Instruction
List each line in which the string "this" appears.

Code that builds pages
****************

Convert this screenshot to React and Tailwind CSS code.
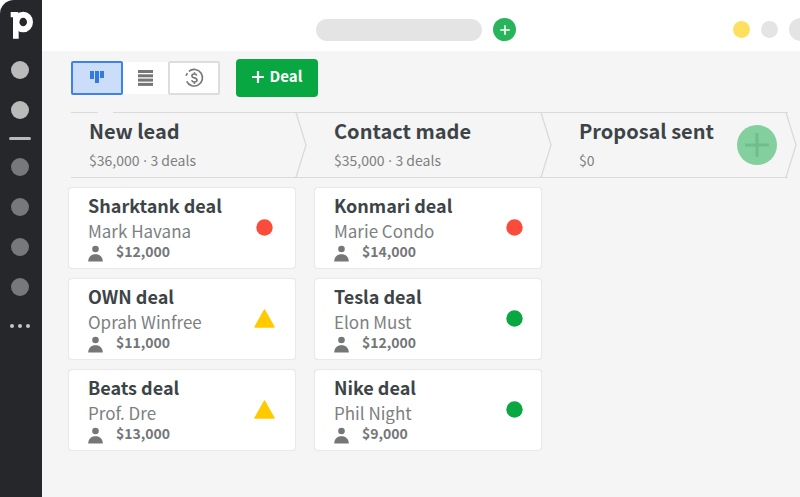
import React from "react";

const stages = [
  {
    title: "New lead",
    value: "$36,000",
    count: "3 deals",
    inset: "pr-5",
    deals: [
      { title: "Sharktank deal", person: "Mark Havana", amount: "$12,000", status: "overdue" },
      { title: "OWN deal", person: "Oprah Winfree", amount: "$11,000", status: "warning" },
      { title: "Beats deal", person: "Prof. Dre", amount: "$13,000", status: "warning" },
    ],
  },
  {
    title: "Contact made",
    value: "$35,000",
    count: "3 deals",
    inset: "pr-4",
    deals: [
      { title: "Konmari deal", person: "Marie Condo", amount: "$14,000", status: "overdue" },
      { title: "Tesla deal", person: "Elon Must", amount: "$12,000", status: "planned" },
      { title: "Nike deal", person: "Phil Night", amount: "$9,000", status: "planned" },
    ],
  },
  { title: "Proposal sent", value: "$0", count: "", inset: "", deals: [] },
];

function Logo() {
  return (
    <svg viewBox="0 0 24 28" className="h-7 w-6" role="img" aria-label="Home">
      <path d="M.7 1h6.500c.8 0 1.300.5 1.300 1.300L8.700 27.700H3V6.200H.7z" fill="#fff" />
      <ellipse cx="13.200" cy="11" rx="6.800" ry="7.300" fill="none" stroke="#fff" strokeWidth="6" />
    </svg>
  );
}

function Sidebar() {
  return (
    <nav
      aria-label="Main"
      className="flex w-[42px] shrink-0 flex-col items-center rounded-tl-[14px] bg-[#26272b] pt-[11px] pr-[2px]"
    >
      <a href="#home" className="ml-1">
        <Logo />
      </a>
      <div className="mt-[22px] flex flex-col gap-[22px]">
        {["Leads", "Deals"].map((name) => (
          <button key={name} aria-label={name} className="size-[18px] rounded-full bg-[#bababa]" />
        ))}
      </div>
      <hr className="mt-[18px] h-[3px] w-[22px] rounded-full border-0 bg-[#bababa]" />
      <div className="mt-[18px] flex flex-col gap-[22px]">
        {["Mail", "Calendar", "Contacts", "Insights"].map((name) => (
          <button key={name} aria-label={name} className="size-[18px] rounded-full bg-[#77787a]" />
        ))}
      </div>
      <button aria-label="More" className="mt-7 flex gap-1">
        <span className="size-1 rounded-full bg-[#c4c4c4]" />
        <span className="size-1 rounded-full bg-[#c4c4c4]" />
        <span className="size-1 rounded-full bg-[#c4c4c4]" />
      </button>
    </nav>
  );
}

function TopBar() {
  return (
    <header className="grid h-[51px] grid-cols-[1fr_auto_1fr] items-center overflow-hidden bg-white pt-2 pr-[10px]">
      <span />
      <div className="flex items-center gap-[11px]">
        <input
          type="search"
          aria-label="Search"
          className="h-[22px] w-[166px] rounded-full bg-[#e4e4e4] px-3 text-xs outline-none"
        />
        <button aria-label="Quick add" className="grid size-[23px] place-items-center rounded-full bg-[#28b45a]">
          <svg viewBox="0 0 10 10" className="size-[10px]" stroke="#fff" strokeWidth="1.6" strokeLinecap="round">
            <path d="M5 .8v8.4M.8 5h8.4" />
          </svg>
        </button>
      </div>
      <div className="-mr-[22px] flex items-center justify-end gap-[11px]">
        <button aria-label="Tips" className="size-[17px] shrink-0 rounded-full bg-[#ffdf60]" />
        <button aria-label="Help" className="size-[17px] shrink-0 rounded-full bg-[#e4e4e4]" />
        <button aria-label="Account" className="size-[23px] shrink-0 rounded-full bg-[#e4e4e4]" />
      </div>
    </header>
  );
}

function Toolbar() {
  return (
    <div className="ml-[3px] flex items-center">
      <button
        aria-label="Pipeline view"
        className="grid h-[34px] w-[52px] place-items-center rounded-[2px] border-2 border-[#3c82ea] bg-[#cbddf8]"
      >
        <svg viewBox="0 0 14 14" className="size-[14px]" fill="#317ae2">
          <rect x="0" y="0" width="4" height="8" />
          <rect x="5" y="0" width="4" height="12" />
          <rect x="10" y="0" width="4" height="7" />
        </svg>
      </button>
      <button aria-label="List view" className="grid h-8 w-[45px] place-items-center bg-white">
        <svg viewBox="0 0 16 16" className="size-4" fill="#747678">
          <rect y="0" width="15" height="3" />
          <rect y="4.3" width="15" height="3" />
          <rect y="8.6" width="15" height="3" />
          <rect y="12.9" width="15" height="3" />
        </svg>
      </button>
      <button
        aria-label="Forecast view"
        className="grid h-[34px] w-[52px] place-items-center rounded-[2px] border-2 border-[#dcdedd] bg-white"
      >
        <svg viewBox="0 0 20 20" className="size-5" fill="none" stroke="#747678" strokeWidth="1.6">
          <path d="M4.900 3.300A8.300 8.300 0 1 1 2.700 13.300" />
          <path d="M3.400 5.100A8.300 8.300 0 0 0 2.200 7.900" />
          <path d="M12.800 7.500c-.3-1-1.200-1.500-2.400-1.500-1.400 0-2.500.7-2.500 1.900 0 2.600 5.100 1.300 5.100 4.100 0 1.300-1.100 2-2.600 2-1.400 0-2.400-.6-2.700-1.800M10.400 4.200V6M10.400 14v1.900" />
        </svg>
      </button>
      <button className="ml-4 flex h-[38px] w-[82px] items-center justify-center gap-[6px] rounded bg-[#08a742] pb-1 text-[15px] leading-5 font-bold text-white">
        <svg viewBox="0 0 12 12" className="mt-[2px] size-3" stroke="#fff" strokeWidth="2.2">
          <path d="M6 0v12M0 6h12" />
        </svg>
        Deal
      </button>
    </div>
  );
}

function StageHeaders() {
  return (
    <div className="relative mt-[15px] ml-[3px] grid grid-cols-3 gap-[18px] border-y border-[#d8dbda]">
      <span className="absolute -top-px left-[27px] h-px w-[15px] bg-[#f5f5f5]" />
      {stages.map((stage, i) => (
        <div key={stage.title} className="relative flex h-16 items-center justify-between pl-[18px]">
          <div className="pb-px whitespace-nowrap">
            <h2 className="text-[20px] leading-7 font-bold text-[#3d4447]">{stage.title}</h2>
            <p className="mt-[3px] text-[14px] leading-6 text-[#7d7f80]">
              {stage.value}
              {stage.count && (
                <>
                  <span className="font-['Open_Sans',sans-serif] leading-none"> · </span>
                  {stage.count}
                </>
              )}
            </p>
          </div>
          {i === stages.length - 1 && (
            <button
              aria-label="Add stage"
              className="mr-[11px] grid size-10 shrink-0 place-items-center rounded-full bg-[#83d09e]"
            >
              <svg viewBox="0 0 24 24" className="size-6" stroke="#6fbe8b" strokeWidth="3">
                <path d="M12 0v24M0 12h24" />
              </svg>
            </button>
          )}
          <svg
            viewBox="0 0 12 66"
            className="absolute -top-px -right-[9px] h-[66px] w-3"
            fill="none"
            stroke="#d8dbda"
            strokeWidth="1.3"
            strokeLinejoin="round"
          >
            <path d="M0 .5h1L11 33 1 65.500H0" />
          </svg>
        </div>
      ))}
    </div>
  );
}

function Status({ kind }) {
  if (kind === "warning") {
    return (
      <svg viewBox="0 0 21 19" className="h-[19px] w-[21px] shrink-0" role="img" aria-label="No activity">
        <path d="M10.500 1 20 18H1z" fill="#ffcb00" stroke="#ffcb00" strokeWidth="1.500" strokeLinejoin="round" />
      </svg>
    );
  }
  return (
    <svg viewBox="0 0 21 19" className="h-[19px] w-[21px] shrink-0" role="img" aria-label={kind}>
      <circle cx="10.500" cy="9.500" r="8.200" fill={kind === "overdue" ? "#fb4b3a" : "#08a742"} />
    </svg>
  );
}

function DealCard({ deal, inset }) {
  return (
    <article
      className={`flex items-center justify-between rounded-[4px] border border-[#e9e9e9] bg-white pt-1 pb-[6px] pl-[19px] shadow-[0_0_1px_#e4e4e4] ${inset}`}
    >
      <div className="whitespace-nowrap">
        <h3 className="text-[18px] leading-[26px] font-bold text-[#3d4447]">{deal.title}</h3>
        <p className="text-[17px] leading-[26px] text-[#7d7f80]">{deal.person}</p>
        <div className="flex h-[18px] items-end gap-[13px]">
          <svg viewBox="0 0 15 17" className="h-[17px] w-[15px]" fill="#747678">
            <circle cx="7.500" cy="4" r="3.300" />
            <path d="M.2 16.500c0-4.600 3-7.300 7.300-7.300s7.300 2.700 7.300 7.300z" />
          </svg>
          <p className="pb-[3px] text-[14px] leading-4 font-bold text-[#747678]">{deal.amount}</p>
        </div>
      </div>
      <Status kind={deal.status} />
    </article>
  );
}

export default function App() {
  return (
    <div className="flex min-h-screen overflow-hidden bg-white font-['Noto_Sans_CJK_SC','Source_Sans_Pro',sans-serif]">
      <Sidebar />
      <div className="flex min-w-0 flex-1 flex-col">
        <TopBar />
        <main className="flex-1 bg-[#f5f5f5] pt-2 pr-3 pb-6 pl-[26px]">
          <Toolbar />
          <StageHeaders />
          <div className="mt-[9px] grid grid-cols-3 gap-[18px]">
            {stages.map((stage) => (
              <section key={stage.title} aria-label={stage.title} className="flex flex-col gap-[9px]">
                {stage.deals.map((deal) => (
                  <DealCard key={deal.title} deal={deal} inset={stage.inset} />
                ))}
              </section>
            ))}
          </div>
        </main>
      </div>
    </div>
  );
}
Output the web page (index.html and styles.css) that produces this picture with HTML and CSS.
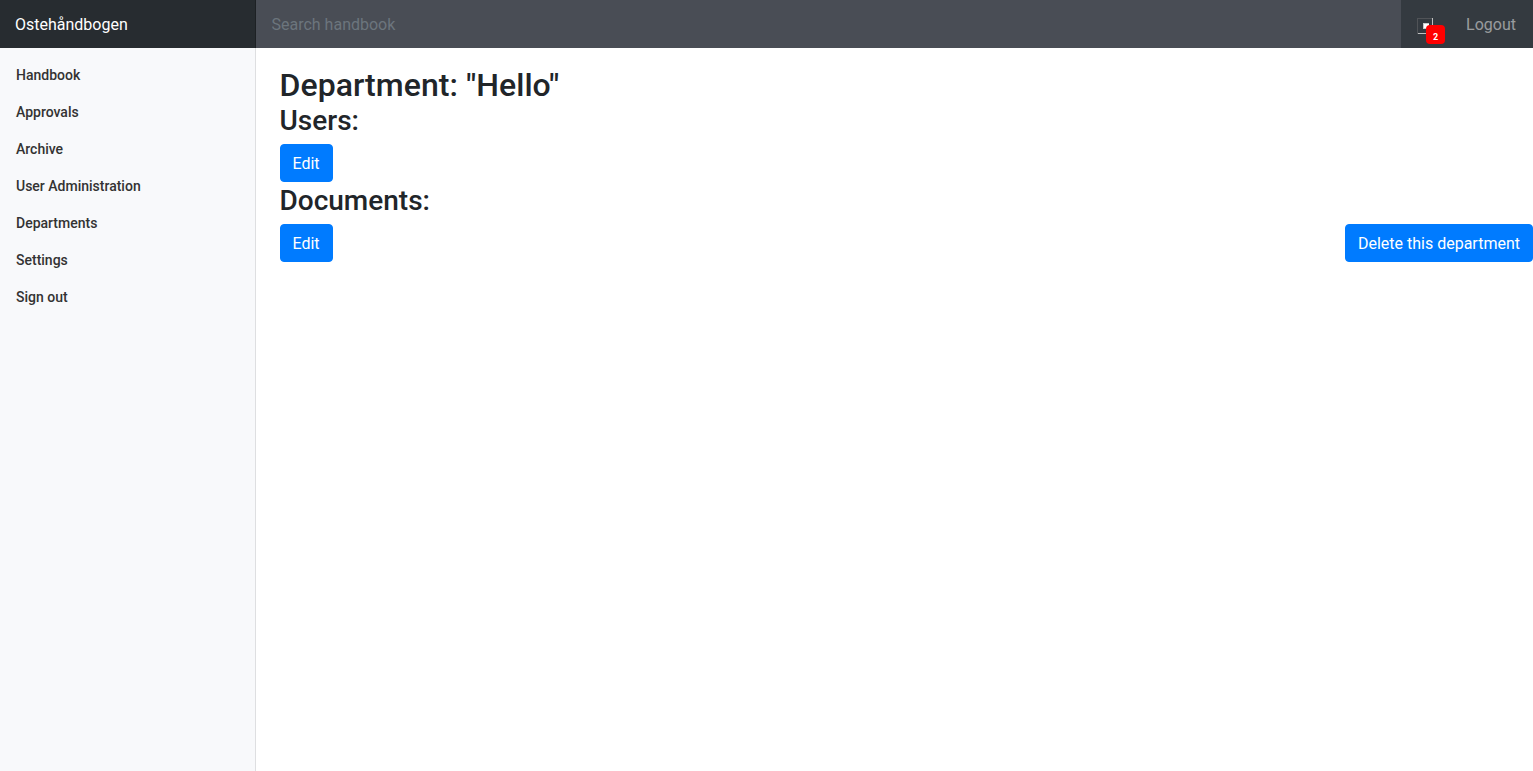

****************

Answer to the task
Convert this screenshot to React and Tailwind CSS code.
Output the web page (index.html and styles.css) that produces this picture with HTML and CSS.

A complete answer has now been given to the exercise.